Twenty bucks says Bruce Willis is squinting at something right now.
Saw couple fighting, the woman said "I can't even look at you right now" then stared him down, proving his previous claim that she's a liar.
It's sad that our children will never understand the relationship between a cassette tape and pencil.
Whenever I'm over-thinking a lyric I remember that Eminem said "mom's spaghetti" in a song and it won an Oscar.
Mall kiosk workers are the human equivalent of pop-up ads.
When R. Kelly dies, I call dibs on the "R.I.Pee." joke.
Nothing squashes your confidence like jeans right out of the dryer.
How many calories does avoiding eye contact with everyone in Target burn?
Taylor Swift is going to write a bitter song about Adele and Adele's going to write a song about how it made her sad and we'll all buy both.

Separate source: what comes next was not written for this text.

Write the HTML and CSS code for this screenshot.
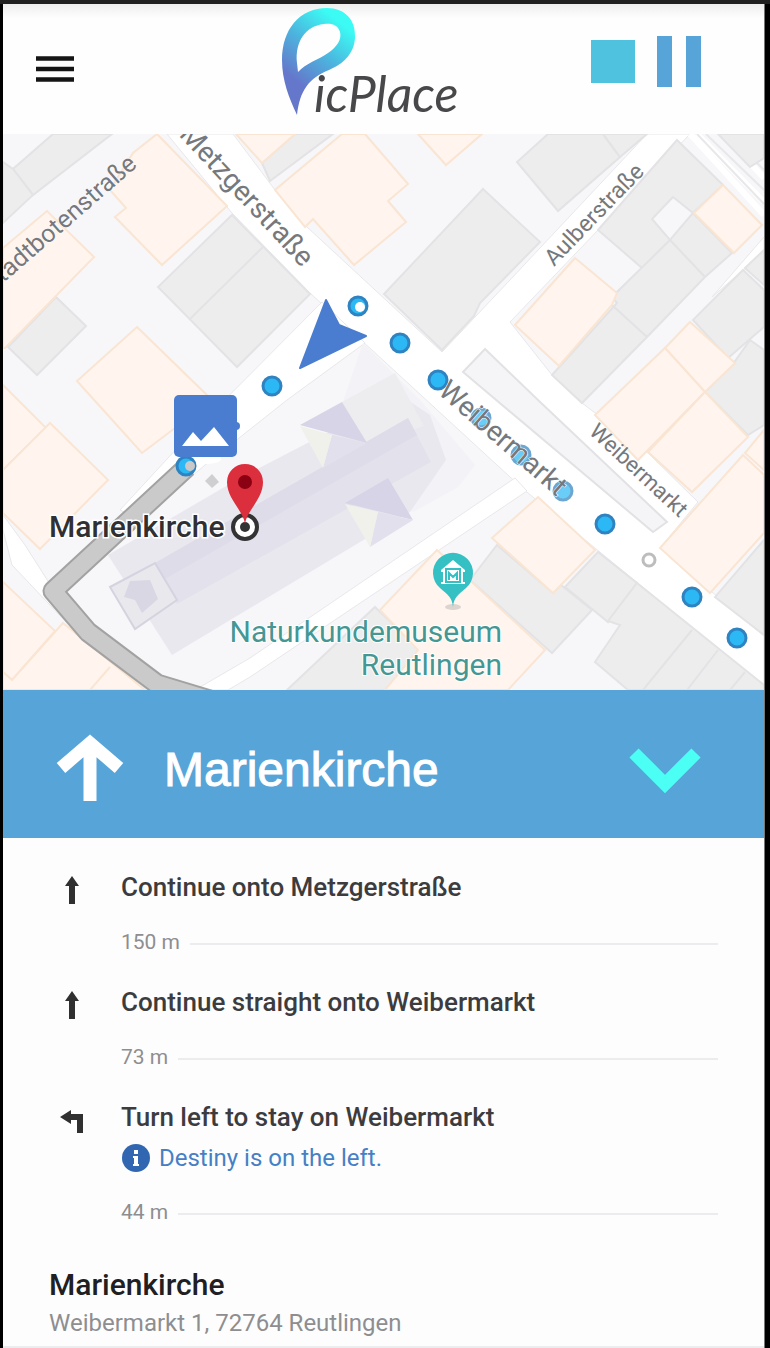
FILE: index.html
```html
<!DOCTYPE html>
<html lang="en">
<head>
<meta charset="utf-8">
<meta name="viewport" content="width=device-width, initial-scale=1">
<title>PicPlace</title>
<link rel="stylesheet" href="styles.css">
</head>
<body>
<div class="app">
  <header class="header">
    <button class="icon-button menu" type="button" aria-label="Menu">
      <svg width="40" height="28" viewBox="0 0 40 28"><path d="M1 3.500h38M1 14h38M1 24.500h38" stroke="#151515" stroke-width="4.500"/></svg>
    </button>
    <svg class="logo" width="180" height="124" viewBox="281 4 180 124" role="img" aria-label="PicPlace">
      <defs>
        <linearGradient id="mark" gradientUnits="userSpaceOnUse" x1="342" y1="22" x2="297" y2="80">
          <stop offset="0" stop-color="#3cfbf4"/><stop offset=".5" stop-color="#4cb4de"/><stop offset="1" stop-color="#6577cb"/>
        </linearGradient>
      </defs>
      <path fill="url(#mark)" fill-rule="evenodd" d="M299 115C291 98 284 80 284 60C284 30 301 8 329 8C347 8 358 20 357 38C356 54 345 64 331 70C311 78 302 90 299 115ZM300 72C308 63 320 60 330 53C339 47 344 39 342 32C340 25 334 23 326 24C307 26 297 42 299 63Z"/>
      <text class="wordmark" x="316" y="112">icPlace</text>
    </svg>
    <div class="controls">
      <button class="icon-button" type="button" aria-label="Stop">
        <svg width="46" height="46" viewBox="0 0 46 46"><path fill="#4fc2e0" d="M0 1h44v43H0z"/></svg>
      </button>
      <button class="icon-button" type="button" aria-label="Pause">
        <svg width="46" height="52" viewBox="0 0 46 52"><path fill="#57a5d8" d="M0 0h15v51H0zM29 0h15v51H29z"/></svg>
      </button>
    </div>
  </header>

  <main>
    <svg class="map" viewBox="3 134 761 556" preserveAspectRatio="xMidYMid slice" role="img" aria-label="Map around Marienkirche">
      <g class="road">
        <path d="M167 134H233L275 190L307 227L442 352L510 280L647 134H690L510 322L552 375L582 403L648 453L698 502L660 548L764 636V687L522 488L310 293L232 213Z"/>
        <path d="M322 302L365 343L287 400L205 465L140 520L120 510L180 445Z"/>
        <path d="M515 478L250 658L195 690H228L250 677L527 491Z"/>
        <path d="M3 530L12 565L66 622L100 650L60 600L25 545L3 515Z"/>
        <path d="M764 237V252L712 297Z"/>
      </g>
      <path class="lane" d="M697 134L764 202M723 134L764 178M690 134L764 215"/>
      <path class="kerb" d="M697 134L764 204M706 134L764 190M729 134L764 170"/>
      <path class="strip" d="M485 349L463 372L653 532L667 522L538 400Z"/>

      <g class="block">
        <path d="M53 134H112L33 195L13 169Z"/>
        <path d="M3 162L13 169L33 195L3 223Z"/>
        <path d="M56 297L86 326L37 375L8 347Z"/>
        <path d="M232 215L310 294L237 367L158 287ZM190 319L263 247"/>
        <path d="M262 163L270 181L333 134H295Z"/>
        <path d="M548 134L517 162L558 211L620 157L603 134Z"/>
        <path d="M603 134H647L620 157Z"/>
        <path d="M483 189L540 242L480 303L474 316L442 350L384 294Z"/>
        <path fill-rule="evenodd" d="M677 140L723 185L693 213L732 253L705 277L647 337L582 403L552 375L617 303L612 297L642 268L598 230ZM673 197L652 219L670 240L693 213Z"/>
        <path d="M612 297L670 240L705 277M612 305L647 337"/>
        <path d="M718 134H764V158L750 167Z"/>
        <path d="M764 250L745 268L764 285Z"/>
        <path d="M743 270L764 290V327L728 358L693 320Z"/>
        <path d="M750 340L764 350V425L748 435L705 392L733 364Z"/>
        <path d="M764 540L715 597L764 635Z"/>
        <path d="M598 552L637 583L608 622L565 587Z"/>
        <path d="M497 545L553 593L561 585L592 610L552 653L470 580Z"/>
        <path d="M375 607L420 650L385 690H287Z"/>
        <path d="M637 583L764 685V690H628L595 662L620 625L608 621ZM692 630L643 690M718 650L687 690M745 672L730 690"/>
      </g>
      <g class="building">
        <path d="M157 134L227 206L162 265L115 217L126 208L110 190L133 153Z"/>
        <path d="M3 248L47 211L94 257L5 348H3Z"/>
        <path d="M137 327L212 400L142 453L77 381Z"/>
        <path d="M3 385L46 428L3 470Z"/>
        <path d="M50 423L108 480L40 549L3 513V470Z"/>
        <path d="M3 582L55 631L12 680L3 672Z"/>
        <path d="M63 623L145 690H3V672L12 680ZM110 667L90 690"/>
        <path d="M236 134L262 163L295 134Z"/>
        <path d="M342 134L275 190L305 227L313 219L354 265L406 222L388 201L408 184L365 134Z"/>
        <path d="M418 134L446 165L482 134Z"/>
        <path d="M723 185L762 225L734 253L694 213Z"/>
        <path d="M575 258L617 293L612 305L559 366L515 325Z"/>
        <path d="M690 322L735 363L705 392L665 348Z"/>
        <path d="M665 348L705 392L638 460L595 415Z"/>
        <path d="M705 392L748 437L692 492L648 452Z"/>
        <path d="M743 455L764 475V533L710 593L660 548Z"/>
        <path d="M764 430L745 453L764 470Z"/>
        <path d="M538 497L595 550L553 593L492 538Z"/>
        <path d="M437 550L545 650L508 690H385L418 650L380 610Z"/>
      </g>

      <g>
        <path fill="#f3f2f6" d="M363 343L420 400L475 465L458 487L413 512L330 440Z"/>
        <path fill="#e9e8ef" d="M108 555L240 478L400 395L430 415L446 460L410 512L172 655Z"/>
        <path fill="#ededef" d="M342 402L395 373L424 426L367 443Z"/>
        <path fill="#e3e1eb" d="M155 563L408 418L431 462L177 604Z"/>
        <path fill="#dedce9" d="M155 563L408 418L417 435L165 579Z"/>
        <path fill="#d6d4e6" d="M342 402L300 425L367 443ZM388 478L345 503L413 520Z"/>
        <path fill="#e2e0ec" d="M332 435L367 443L323 468ZM378 512L413 520L370 547Z"/>
        <path fill="#f1f1eb" d="M300 426L332 435L323 468ZM345 504L378 512L370 547Z"/>
        <path fill="#e9e8ed" stroke="#d5d3df" stroke-width="2" d="M110 587L155 563L177 600L135 629Z"/>
        <path fill="#d9d7e4" d="M130 581L150 580L158 599L142 613L135 600L124 597Z"/>
        <path fill="#cfcfd1" d="M212 474L219 482L212 488L205 481Z"/>
      </g>

      <path class="path-edge" d="M187 467L53 591L88 632L157 684L210 700"/>
      <path class="path-fill" d="M187 467L53 591L88 632L157 684L210 700"/>

      <g class="dot">
        <circle cx="358" cy="306" r="9"/><circle cx="400" cy="343" r="9"/><circle cx="438" cy="380" r="9"/>
        <circle cx="605" cy="524" r="9"/><circle cx="692" cy="597" r="9"/><circle cx="737" cy="638" r="9"/>
        <circle cx="272" cy="386" r="9"/><circle cx="186" cy="466" r="9"/>
      </g>
      <g class="dot faded">
        <circle cx="481" cy="418" r="9"/><circle cx="521" cy="455" r="9"/><circle cx="563" cy="491" r="9"/>
      </g>
      <circle cx="360" cy="307" r="5" fill="#fff"/>
      <circle cx="190" cy="466" r="5" fill="#c9c9c9"/>
      <circle cx="649" cy="560" r="6" fill="#fff" stroke="#bdbdbd" stroke-width="3"/>

      <g class="street">
        <text font-size="25" text-anchor="end" transform="translate(138 166) rotate(-41)">Stadtbotenstraße</text>
        <text font-size="28" text-anchor="end" transform="translate(302 268) rotate(47)">Metzgerstraße</text>
        <text font-size="23" transform="translate(554 267) rotate(-46)">Aulberstraße</text>
        <text font-size="28" transform="translate(437 393) rotate(41)">Weibermarkt</text>
        <text font-size="22" transform="translate(588 433) rotate(43)">Weibermarkt</text>
      </g>

      <path fill="#4a7dd0" stroke="#4a7dd0" stroke-width="2" stroke-linejoin="round" d="M326 300L339 325L366 336L300 368Z"/>
      <ellipse cx="208" cy="459" rx="13" ry="5" fill="#fff"/>
      <rect x="174" y="395" width="63" height="62" rx="5" fill="#4a7dd0"/>
      <circle cx="236" cy="426" r="4" fill="#4a7dd0"/>
      <path fill="#fff" d="M182 446L193 432L201 441L214 427L229 446Z"/>

      <text class="place" x="49" y="537">Marienkirche</text>
      <circle cx="245" cy="527" r="12" fill="#fff" stroke="#333" stroke-width="4"/>
      <circle cx="245" cy="527" r="5" fill="#333"/>
      <path fill="#dc2f3e" d="M245 524C243 510 227 499 227 482A18 18 0 0 1 263 482C263 499 247 510 245 524Z"/>
      <circle cx="245" cy="482" r="7" fill="#8b0012"/>

      <ellipse cx="453" cy="607" rx="8" ry="3" fill="#dcd5cf"/>
      <path fill="#35c0c4" d="M453 607C452 597 448 595 440 588A20 20 0 1 1 466 588C458 595 454 597 453 607Z"/>
      <path fill="#fff" d="M441 570L453 560L465 570V572H463V582H465V584H441V582H443V572H441Z"/>
      <path fill="none" stroke="#35c0c4" stroke-width="2" d="M446 569H460V582H446ZM449 580V573L453 577L457 573V580"/>
      <g class="museum">
        <text x="502" y="642">Naturkundemuseum</text>
        <text x="502" y="675">Reutlingen</text>
      </g>
    </svg>

    <section class="banner">
      <svg width="68" height="68" viewBox="0 0 68 68" aria-hidden="true"><path fill="none" stroke="#fff" stroke-width="13" d="M34 67V10M5 34L34 9L63 34"/></svg>
      <h1 class="banner-title">Marienkirche</h1>
      <button class="icon-button collapse" type="button" aria-label="Collapse directions">
        <svg width="72" height="46" viewBox="0 0 72 46"><path fill="none" stroke="#4bfff5" stroke-width="13" d="M5 5L36 36L67 5"/></svg>
      </button>
    </section>

    <ol class="steps">
      <li class="step">
        <svg class="turn" width="28" height="28" viewBox="0 0 28 28" aria-hidden="true"><path fill="#303030" d="M14 0L21 10H17V28H11V10H7Z"/></svg>
        <p class="step-title">Continue onto Metzgerstraße</p>
        <p class="distance">150 m</p>
      </li>
      <li class="step">
        <svg class="turn" width="28" height="28" viewBox="0 0 28 28" aria-hidden="true"><path fill="#303030" d="M14 0L21 10H17V28H11V10H7Z"/></svg>
        <p class="step-title">Continue straight onto Weibermarkt</p>
        <p class="distance">73 m</p>
      </li>
      <li class="step">
        <svg class="turn" width="28" height="28" viewBox="0 0 28 28" aria-hidden="true"><path fill="#303030" d="M2 11L13 4V8H25V27H19V14H13V18Z"/></svg>
        <p class="step-title">Turn left to stay on Weibermarkt</p>
        <p class="note">
          <svg width="30" height="30" viewBox="0 0 30 30" aria-hidden="true"><circle cx="15" cy="15" r="14" fill="#3067b0"/><path fill="#fff" d="M13 7h4v4h-4zM12 13h5v8h1v2h-6v-2h1v-6h-1z"/></svg>
          Destiny is on the left.
        </p>
        <p class="distance">44 m</p>
      </li>
    </ol>

    <section class="destination">
      <h2 class="destination-name">Marienkirche</h2>
      <p class="address">Weibermarkt 1, 72764 Reutlingen</p>
    </section>
  </main>
</div>
</body>
</html>
```
FILE: styles.css
```css
* {
  box-sizing: border-box;
}

body {
  margin: 0;
  padding: 0 5px 0 3px;
  border-top: 4px solid #202020;
  background: #000;
  font-family: Roboto, "Open Sans", sans-serif;
}

p,
h1,
h2,
ol {
  margin: 0;
  padding: 0;
}

.app {
  min-height: calc(100vh - 4px);
  background: #fdfdfe;
  border-right: 1px solid #777;
}

.icon-button {
  display: flex;
  padding: 0;
  border: 0;
  background: none;
  cursor: pointer;
}

.header {
  display: grid;
  grid-template-columns: 1fr auto 1fr;
  align-items: center;
  height: 130px;
  padding: 0 61px 0 32px;
  background: linear-gradient(#eeeeee, #fefefe 14px);
}

.logo {
  align-self: start;
}

.menu {
  justify-self: start;
}

.wordmark {
  font-family: Lato, sans-serif;
  font-style: italic;
  font-size: 50px;
  fill: #48484a;
}

.controls {
  display: flex;
  justify-self: end;
  align-items: center;
  gap: 20px;
  margin-bottom: 14px;
}

.map {
  display: block;
  width: 100%;
  aspect-ratio: 761 / 556;
  background: #f7f6f9;
}

.road {
  fill: #fff;
  stroke: #e8e7ea;
  stroke-width: 1;
}

.lane {
  fill: none;
  stroke: #fff;
  stroke-width: 6;
}

.kerb {
  fill: none;
  stroke: #e8e7ea;
  stroke-width: 2;
}

.strip {
  fill: #f5f4f7;
  stroke: #e2e2e4;
  stroke-width: 2;
}

.block {
  fill: #ededee;
  stroke: #e3e3e5;
  stroke-width: 2;
}

.building {
  fill: #fff5ee;
  stroke: #fae5d3;
  stroke-width: 2;
}

.path-edge,
.path-fill {
  fill: none;
  stroke: #a2a2a2;
  stroke-width: 21;
  stroke-linejoin: round;
}

.path-fill {
  stroke: #cacaca;
  stroke-width: 17;
}

.dot {
  fill: #2cb8f5;
  stroke: #2f83c0;
  stroke-width: 3;
}

.faded {
  opacity: 0.7;
}

.street {
  fill: #75787c;
  stroke: #fff;
  stroke-width: 1;
  paint-order: stroke;
}

.place {
  font-size: 30px;
  font-weight: 500;
  fill: #303032;
  stroke: #fff;
  stroke-width: 3;
  paint-order: stroke;
}

.museum {
  font-size: 30px;
  fill: #459793;
  stroke: #fff;
  stroke-width: 2;
  paint-order: stroke;
  text-anchor: end;
}

.banner {
  display: flex;
  align-items: center;
  height: 148px;
  padding: 8px 63px 0 53px;
  background: #57a5d8;
}

.banner-title {
  flex: 1;
  padding: 4px 0 0 40px;
  font: 400 48px/56px "Liberation Sans", Arial, sans-serif;
  -webkit-text-stroke: 1px #fff;
  color: #fff;
}

.collapse {
  margin-top: 6px;
}

.steps {
  display: grid;
  gap: 30px;
  padding: 33px 46px 0 55px;
  list-style: none;
}

.step {
  display: grid;
  grid-template-columns: 63px 1fr;
}

.turn {
  margin-top: 5px;
}

.step > p {
  grid-column: 2;
}

.step-title {
  font-size: 26px;
  font-weight: 500;
  line-height: 32px;
  color: #3c3c3e;
}

.distance {
  display: flex;
  align-items: center;
  gap: 10px;
  margin-top: 24px;
  font-size: 21px;
  line-height: 28px;
  color: #8e8e90;
}

.distance::after {
  content: "";
  flex: 1;
  height: 2px;
  margin-top: 4px;
  background: #ececee;
}

.note {
  display: flex;
  align-items: center;
  gap: 8px;
  margin-top: 8px;
  font-size: 24px;
  line-height: 32px;
  color: #4680c4;
}

.destination {
  padding: 41px 46px 7px;
  border-bottom: 2px solid #ececee;
}

.destination-name {
  font-size: 30px;
  font-weight: 500;
  line-height: 36px;
  color: #202022;
}

.address {
  margin-top: 4px;
  font-size: 24px;
  line-height: 32px;
  color: #8e8e90;
}
```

If there's a farmer named Andre out there and he's NOT calling his stand at the farmer's market "Beets by Dre" then I give up.
RT the sounding joy.
The weather guy just said "rain-wrapped tornado" and I heard "bacon-wrapped burrito" so I'm gonna die hungry now.
Every day that I don't use algebra as an adult, the homework protest speech I gave my mom when I was 15 is validated.